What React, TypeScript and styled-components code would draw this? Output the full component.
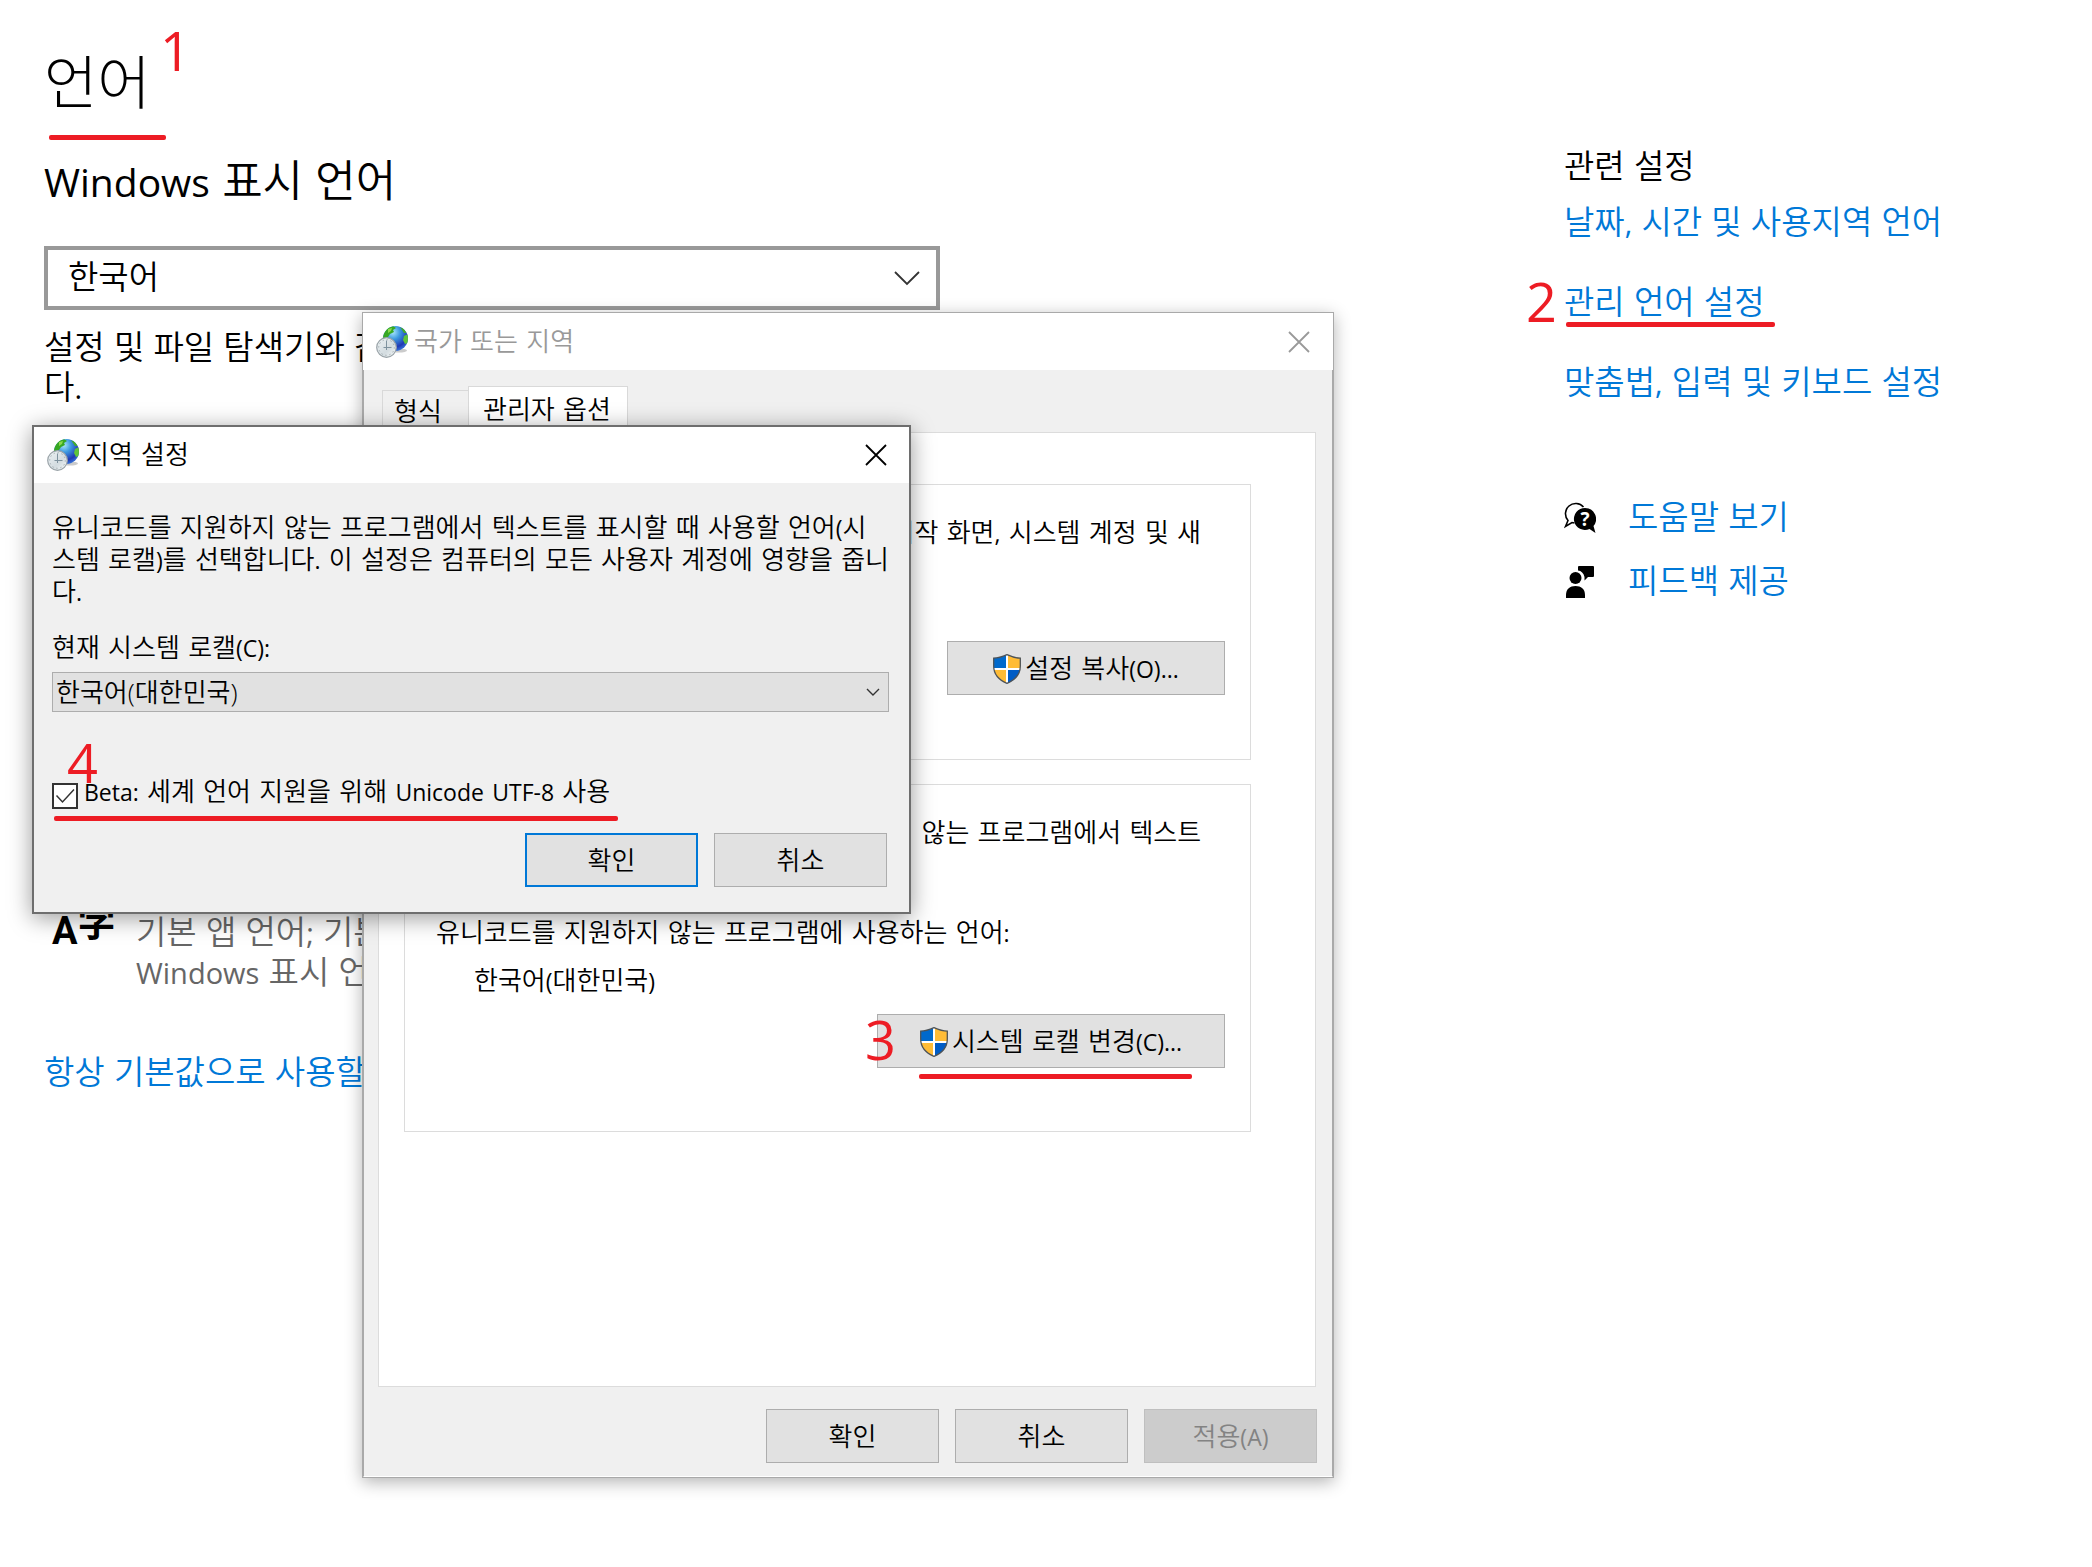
import React from "react";
import styled, { createGlobalStyle, css } from "styled-components";

const GlobalStyle = createGlobalStyle`
  *, *::before, *::after { box-sizing: border-box; }
  body {
    margin: 0;
    background: #fff;
    color: #000;
    font-family: "Liberation Sans", "Noto Sans CJK KR", sans-serif;
    font-size: 26px;
    font-weight: 350;
    line-height: 32px;
  }
  h1, h2, h3, p { margin: 0; font-weight: inherit; }
  button, select, input { font: inherit; color: inherit; margin: 0; }
`;

const RED = "#ed1c24";
const LINK = "#0078d7";

/* ---------- text ---------- */

const Latin = styled.span<{ $size: number }>`
  font-family: "Open Sans", sans-serif;
  font-size: ${(p) => p.$size}px;
  font-weight: 400;
  line-height: 1;
`;

/* Latin letters and punctuation run smaller than the Hangul beside them. */
const Text = ({ children, latin = 23 }: { children: string; latin?: number }) => (
  <span>
    {children.split(/([!-~]+)/).map((part, i) =>
      i % 2 ? (
        <Latin key={i} $size={latin}>
          {part}
        </Latin>
      ) : (
        part
      )
    )}
  </span>
);

/* ---------- settings page ---------- */

const Page = styled.div`
  position: relative;
  display: grid;
  grid-template-columns: minmax(0, 1fr) 528px;
  min-height: 100vh;
  overflow: hidden;
  font-size: 33px;
  line-height: 40px;
`;

const Main = styled.main`
  padding: 44px 44px 80px;
`;

const Title = styled.h1`
  && { font-weight: 300; }
  font-size: 58px;
  line-height: 80px;
`;

const Heading = styled.h2`
  margin-top: 30px;
  font-size: 44px;
  line-height: 56px;
`;

const SelectWrap = styled.div<{ $large?: boolean }>`
  position: relative;
  display: flex;
  align-items: center;
  ${(p) =>
    p.$large &&
    css`
      width: 896px;
      margin-top: 36px;
    `}
  svg {
    position: absolute;
    right: ${(p) => (p.$large ? 20 : 9)}px;
    pointer-events: none;
  }
`;

const Select = styled.select<{ $large?: boolean }>`
  appearance: none;
  width: 100%;
  border-radius: 0;
  ${(p) =>
    p.$large
      ? css`
          height: 64px;
          padding: 0 60px 0 20px;
          border: 4px solid #999;
          background: #fff;
        `
      : css`
          height: 40px;
          padding: 0 40px 0 3px;
          border: 1px solid #adadad;
          background: #e1e1e1;
          font-family: "Open Sans", "Noto Sans CJK KR", sans-serif;
        `}
`;

const Description = styled.p`
  margin-top: 18px;
  white-space: nowrap;
`;

const FeatureRow = styled.div`
  display: flex;
  gap: 24px;
  margin-top: 505px;
  color: #666;
  white-space: nowrap;
`;

const LanguageGlyph = styled.span`
  display: flex;
  width: 68px;
  padding-left: 8px;
  color: #000;
  font-family: Roboto, "Noto Sans CJK JP", sans-serif;
  font-weight: 700;
  font-size: 38px;
  line-height: 36px;
`;

const LanguageGlyphHan = styled.span`
  line-height: 20px;
`;

const Link = styled.a`
  color: ${LINK};
  text-decoration: none;
  white-space: nowrap;
`;

const DefaultLink = styled(Link)`
  display: block;
  margin-top: 60px;
`;

const Aside = styled.aside`
  padding-top: 147px;
`;

const AsideHeading = styled.h3`
  margin-bottom: 16px;
  font-size: 33px;
`;

const LinkList = styled.nav<{ $gap: number }>`
  display: flex;
  flex-direction: column;
  align-items: flex-start;
  gap: ${(p) => p.$gap}px;
  & + & { margin-top: 95px; }
`;

const IconLink = styled(Link)`
  display: flex;
  align-items: center;
  gap: 32px;
`;

/* ---------- dialogs ---------- */

const Dialog = styled.section<{ $active?: boolean }>`
  position: absolute;
  display: flex;
  flex-direction: column;
  background: #f0f0f0;
  font-family: "DejaVu Sans", "Noto Sans CJK KR", sans-serif;
  font-size: 26px;
  line-height: 32px;
  ${(p) =>
    p.$active
      ? css`
          left: 32px;
          top: 425px;
          width: 879px;
          border: 2px solid #6e6e6e;
          box-shadow: 0 4px 22px rgba(0, 0, 0, 0.4);
        `
      : css`
          left: 362px;
          top: 312px;
          width: 972px;
          border: 1px solid #a9a9a9;
          box-shadow: 0 4px 16px rgba(0, 0, 0, 0.3);
        `}
`;

const TitleBar = styled.header<{ $active?: boolean }>`
  display: flex;
  align-items: center;
  gap: 6px;
  height: ${(p) => (p.$active ? 56 : 57)}px;
  padding: 0 ${(p) => (p.$active ? 22 : 23)}px 0 13px;
  background: #fff;
  color: ${(p) => (p.$active ? "#000" : "#999")};
`;

const DialogTitle = styled.h2`
  flex: 1;
  font-size: 26px;
`;

const CloseButton = styled.button`
  display: flex;
  padding: 0;
  border: 0;
  background: none;
`;

const PropertyBody = styled.div`
  padding: 16px 15px 13px 14px;
  border: solid #a9a9a9;
  border-width: 0 1px 1px;
  border-bottom-color: #fff;
`;

const Tabs = styled.div`
  display: flex;
  align-items: flex-end;
  height: 46px;
  padding-left: 4px;
`;

const Tab = styled.button<{ $selected?: boolean }>`
  width: ${(p) => (p.$selected ? 160 : 87)}px;
  height: ${(p) => (p.$selected ? 46 : 42)}px;
  padding: 0 0 0 ${(p) => (p.$selected ? 14 : 11)}px;
  border: 1px solid #d9d9d9;
  border-bottom: 0;
  background: ${(p) => (p.$selected ? "#fff" : "#f0f0f0")};
  text-align: left;
  white-space: nowrap;
  & + & { margin-left: -1px; }
`;

const TabPanel = styled.div`
  display: flex;
  flex-direction: column;
  gap: 24px;
  min-height: 955px;
  margin-right: 1px;
  padding: 51px 64px 51px 25px;
  border: 1px solid #dcdcdc;
  background: #fff;
`;

const Group = styled.section<{ $height: number }>`
  display: flex;
  flex-direction: column;
  min-height: ${(p) => p.$height}px;
  padding: 32px 25px 30px 31px;
  border: 1px solid #dcdcdc;
`;

const GroupText = styled.p`
  padding-right: 24px;
  text-align: right;
  white-space: nowrap;
`;

const LocaleInfo = styled.dl`
  display: grid;
  gap: 16px;
  margin: 68px 0 0;
  dd { margin: 0 0 0 38px; }
`;

const Button = styled.button<{ $width?: number; $primary?: boolean }>`
  display: flex;
  align-items: center;
  justify-content: center;
  gap: 4px;
  width: ${(p) => p.$width ?? 173}px;
  height: 54px;
  padding: 2px 0 0;
  border: 1px solid #adadad;
  background: #e1e1e1;
  ${(p) => p.$primary && css`border: 2px solid ${LINK};`}
  &:disabled {
    border-color: #bfbfbf;
    background: #ccc;
    color: #838383;
  }
`;

const GroupButton = styled(Button)<{ $space: number }>`
  align-self: flex-end;
  margin-top: ${(p) => p.$space}px;
`;

const Actions = styled.footer<{ $space: number; $inset?: number }>`
  display: flex;
  justify-content: flex-end;
  gap: 16px;
  margin-top: ${(p) => p.$space}px;
  padding-right: ${(p) => p.$inset ?? 0}px;
`;

const LocaleBody = styled.div`
  padding: 29px 20px 25px 18px;
`;

const LocaleText = styled.p`
  white-space: nowrap;
`;

const LocaleLabel = styled.label`
  display: block;
  margin: 24px 0 8px;
`;

const CheckRow = styled.label`
  display: flex;
  gap: 6px;
  margin-top: 64px;
  white-space: nowrap;
`;

const CheckBoxWrap = styled.span`
  display: grid;
  margin-top: 7px;
  width: 26px;
  height: 26px;
  > * { grid-area: 1 / 1; }
  svg { pointer-events: none; }
`;

const CheckBox = styled.input`
  appearance: none;
  width: 26px;
  height: 26px;
  border: 2px solid #333;
  background: #fff;
`;

/* ---------- step marks ---------- */

const StepNumber = styled.span<{ $x: number; $y: number }>`
  position: absolute;
  left: ${(p) => p.$x}px;
  top: ${(p) => p.$y}px;
  color: ${RED};
  font-family: "Open Sans", sans-serif;
  font-size: 54px;
  font-weight: 400;
  line-height: 56px;
  pointer-events: none;
`;

const StepLine = styled.span<{ $x: number; $y: number; $w: number }>`
  position: absolute;
  left: ${(p) => p.$x}px;
  top: ${(p) => p.$y}px;
  width: ${(p) => p.$w}px;
  height: 5px;
  border-radius: 2px;
  background: ${RED};
  pointer-events: none;
`;

/* ---------- icons ---------- */

const Chevron = ({ size, weight }: { size: number; weight: number }) => (
  <svg width={size} height={size / 2 + 2} viewBox={`0 0 ${size} ${size / 2 + 2}`} fill="none" stroke="#333" strokeWidth={weight} aria-hidden="true">
    <path d={`M1 1 L${size / 2} ${size / 2} L${size - 1} 1`} />
  </svg>
);

const Cross = () => (
  <svg width="22" height="22" viewBox="0 0 22 22" fill="none" stroke="currentColor" strokeWidth="1.800" aria-hidden="true">
    <path d="M1 1 L21 21 M21 1 L1 21" />
  </svg>
);

const Check = () => (
  <svg width="26" height="26" viewBox="0 0 26 26" fill="none" stroke="#333" strokeWidth="1.500" aria-hidden="true">
    <path d="M4.500 12.500 L10.500 19 L22 6.500" />
  </svg>
);

const RegionIcon = ({ id }: { id: string }) => (
  <svg width="32" height="32" viewBox="0 0 32 32" aria-hidden="true">
    <defs>
      <radialGradient id={`${id}-sea`} cx="0.4" cy="0.25" r="0.8">
        <stop offset="0" stopColor="#a8e6fa" />
        <stop offset="0.35" stopColor="#3d9ae0" />
        <stop offset="0.75" stopColor="#2038b4" />
        <stop offset="1" stopColor="#3a7fe0" />
      </radialGradient>
      <linearGradient id={`${id}-dial`} x1="0" y1="0" x2="1" y2="1">
        <stop offset="0" stopColor="#eef3f5" />
        <stop offset="0.6" stopColor="#d3dce0" />
        <stop offset="1" stopColor="#fafcfc" />
      </linearGradient>
      <clipPath id={`${id}-clip`}>
        <circle cx="19.500" cy="12.500" r="12.500" />
      </clipPath>
    </defs>
    <ellipse cx="23" cy="24.500" rx="8" ry="2" fill="#b5b5b5" opacity="0.7" />
    <circle cx="19.500" cy="12.500" r="12.500" fill={`url(#${id}-sea)`} />
    <g clipPath={`url(#${id}-clip)`}>
      <path d="M7 12 C7 5 11 1 17 0 L20 2 L17 4 L18 6 L14 8 L12 11 L9 12 Z" fill="#37a822" />
      <path d="M12 3 L16 2 L15 5 L12 7 Z" fill="#8bd94c" />
      <path d="M24 1 L28 3 L31 7 L28 7 L26 4 Z" fill="#43ad27" />
      <path d="M28 10 L32 8 L32 17 L29 18 L27 14 Z" fill="#5fc43a" />
    </g>
    <circle cx="10.500" cy="21.500" r="9.800" fill={`url(#${id}-dial)`} stroke="#9aa3a8" strokeWidth="1.200" />
    <circle cx="10.500" cy="21.500" r="7.800" fill="none" stroke="#8c979c" strokeWidth="1" strokeDasharray="1 3.080" />
    <path d="M10.500 14.500 V24 M7.500 21.500 H15.500" fill="none" stroke="#7e929e" strokeWidth="1" />
  </svg>
);

const ShieldIcon = ({ id }: { id: string }) => (
  <svg width="28" height="30" viewBox="0 0 28 30" aria-hidden="true">
    <defs>
      <clipPath id={`${id}-shield`}>
        <path d="M14 0.500 C10 2.500 5 4 0.500 4 V12 C0.500 20.500 6 26 14 29.500 C22 26 27.500 20.500 27.500 12 V4 C23 4 18 2.500 14 0.500 Z" />
      </clipPath>
    </defs>
    <g clipPath={`url(#${id}-shield)`}>
      <rect width="28" height="30" fill="#fff" />
      <rect width="13" height="14" fill="#0069cc" />
      <rect x="15" width="13" height="14" fill="#ffbc36" />
      <rect y="16" width="13" height="14" fill="#ffbc36" />
      <rect x="15" y="16" width="13" height="14" fill="#005cc5" />
    </g>
    <path
      d="M14 0.700 C10 2.500 5 4.200 0.700 4.200 V12 C0.700 20.500 6 26 14 29.300 C22 26 27.300 20.500 27.300 12 V4.200 C23 4.200 18 2.500 14 0.700 Z"
      fill="none"
      stroke="#4d5358"
      strokeWidth="1.300"
    />
  </svg>
);

const HelpIcon = () => (
  <svg width="32" height="32" viewBox="0 0 32 32" aria-hidden="true">
    <path d="M19.500 5 A10 10 0 1 0 4 18.500 L1.500 24.500 L8 20.500 L10.500 21" fill="none" stroke="#000" strokeWidth="1.600" />
    <path d="M21 6 A11 11 0 1 0 25.500 27 L31.500 31 L29.500 24 A11 11 0 0 0 21 6 Z" fill="#000" />
    <text x="21" y="24" textAnchor="middle" fontFamily="Open Sans, sans-serif" fontSize="19" fontWeight="700" fill="#fff">
      ?
    </text>
  </svg>
);

const FeedbackIcon = () => (
  <svg width="32" height="32" viewBox="0 0 32 32" aria-hidden="true">
    <path d="M14 1 Q14 0 15 0 H29 Q30 0 30 1 V10 Q30 11 29 11 H24 L20.500 14.500 V11 Q19 5 14 4.500 Z" fill="#000" />
    <circle cx="11.500" cy="12" r="6" fill="#000" />
    <path d="M2 32 V29 C2 23 6 20 11.500 20 C17 20 21 23 21 29 V32 Z" fill="#000" />
  </svg>
);

/* ---------- composition ---------- */

const PropertiesDialog = () => (
  <Dialog aria-labelledby="region-title">
    <TitleBar>
      <RegionIcon id="region" />
      <DialogTitle id="region-title">국가 또는 지역</DialogTitle>
      <CloseButton aria-label="닫기">
        <Cross />
      </CloseButton>
    </TitleBar>
    <PropertyBody>
      <Tabs role="tablist">
        <Tab role="tab" aria-selected="false">형식</Tab>
        <Tab role="tab" aria-selected="true" $selected>관리자 옵션</Tab>
      </Tabs>
      <TabPanel role="tabpanel">
        <Group $height={276}>
          <GroupText>
            <Text>국가별 설정을 보고 시작 화면, 시스템 계정 및 새</Text>
          </GroupText>
          <GroupButton $width={278} $space={92}>
            <ShieldIcon id="copy" />
            <Text>설정 복사(O)...</Text>
          </GroupButton>
        </Group>
        <Group $height={348}>
          <GroupText>
            <Text>이 설정(시스템 로캘)은 유니코드를 지원하지 않는 프로그램에서 텍스트</Text>
          </GroupText>
          <LocaleInfo>
            <dt>
              <Text>유니코드를 지원하지 않는 프로그램에 사용하는 언어:</Text>
            </dt>
            <dd>
              <Text>한국어(대한민국)</Text>
            </dd>
          </LocaleInfo>
          <GroupButton $width={348} $space={17}>
            <ShieldIcon id="change" />
            <Text>시스템 로캘 변경(C)...</Text>
          </GroupButton>
        </Group>
      </TabPanel>
      <Actions $space={22}>
        <Button>확인</Button>
        <Button>취소</Button>
        <Button disabled>
          <Text>적용(A)</Text>
        </Button>
      </Actions>
    </PropertyBody>
  </Dialog>
);

const LocaleDialog = () => (
  <Dialog $active aria-labelledby="locale-title">
    <TitleBar $active>
      <RegionIcon id="locale" />
      <DialogTitle id="locale-title">지역 설정</DialogTitle>
      <CloseButton aria-label="닫기">
        <Cross />
      </CloseButton>
    </TitleBar>
    <LocaleBody>
      <LocaleText>
        <Text>유니코드를 지원하지 않는 프로그램에서 텍스트를 표시할 때 사용할 언어(시</Text>
        <br />
        <Text>스템 로캘)를 선택합니다. 이 설정은 컴퓨터의 모든 사용자 계정에 영향을 줍니</Text>
        <br />
        <Text>다.</Text>
      </LocaleText>
      <LocaleLabel htmlFor="system-locale">
        <Text>현재 시스템 로캘(C):</Text>
      </LocaleLabel>
      <SelectWrap>
        <Select id="system-locale">
          <option>한국어(대한민국)</option>
        </Select>
        <Chevron size={14} weight={1.4} />
      </SelectWrap>
      <CheckRow>
        <CheckBoxWrap>
          <CheckBox type="checkbox" defaultChecked />
          <Check />
        </CheckBoxWrap>
        <Text>Beta: 세계 언어 지원을 위해 Unicode UTF-8 사용</Text>
      </CheckRow>
      <Actions $space={24} $inset={2}>
        <Button $primary>확인</Button>
        <Button>취소</Button>
      </Actions>
    </LocaleBody>
  </Dialog>
);

export default function App() {
  return (
    <>
      <GlobalStyle />
      <Page>
        <Main>
          <Title>언어</Title>
          <Heading id="display-language">
            <Text latin={39}>Windows 표시 언어</Text>
          </Heading>
          <SelectWrap $large>
            <Select $large aria-labelledby="display-language">
              <option>한국어</option>
            </Select>
            <Chevron size={26} weight={1.8} />
          </SelectWrap>
          <Description>
            <Text latin={29}>설정 및 파일 탐색기와 같은 Windows 기능이 이 언어로 표시됩니</Text>
            <br />
            <Text latin={29}>다.</Text>
          </Description>
          <FeatureRow>
            <LanguageGlyph>
              A<LanguageGlyphHan>字</LanguageGlyphHan>
            </LanguageGlyph>
            <p>
              <Text latin={29}>기본 앱 언어; 기본 입력 언어;</Text>
              <br />
              <Text latin={29}>Windows 표시 언어</Text>
            </p>
          </FeatureRow>
          <DefaultLink href="#input">항상 기본값으로 사용할 입력기 선택</DefaultLink>
        </Main>
        <Aside>
          <AsideHeading>관련 설정</AsideHeading>
          <LinkList $gap={40}>
            <Link href="#date">
              <Text latin={29}>날짜, 시간 및 사용지역 언어</Text>
            </Link>
            <Link href="#admin">관리 언어 설정</Link>
            <Link href="#typing">
              <Text latin={29}>맞춤법, 입력 및 키보드 설정</Text>
            </Link>
          </LinkList>
          <LinkList $gap={24}>
            <IconLink href="#help">
              <HelpIcon />
              도움말 보기
            </IconLink>
            <IconLink href="#feedback">
              <FeedbackIcon />
              피드백 제공
            </IconLink>
          </LinkList>
        </Aside>

        <PropertiesDialog />
        <LocaleDialog />

        <StepNumber $x={160} $y={22}>1</StepNumber>
        <StepLine $x={49} $y={135} $w={117} />
        <StepNumber $x={1526} $y={273}>2</StepNumber>
        <StepLine $x={1566} $y={322} $w={209} />
        <StepNumber $x={865} $y={1011}>3</StepNumber>
        <StepLine $x={919} $y={1074} $w={273} />
        <StepNumber $x={67} $y={734}>4</StepNumber>
        <StepLine $x={54} $y={816} $w={564} />
      </Page>
    </>
  );
}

▸ **WRITTEN PROBLEM**:
List every line above that holds the word "components".

▸ **CORRECT RESPONSE**:
What React, TypeScript and styled-components code would draw this? Output the full component.
import styled, { createGlobalStyle, css } from "styled-components";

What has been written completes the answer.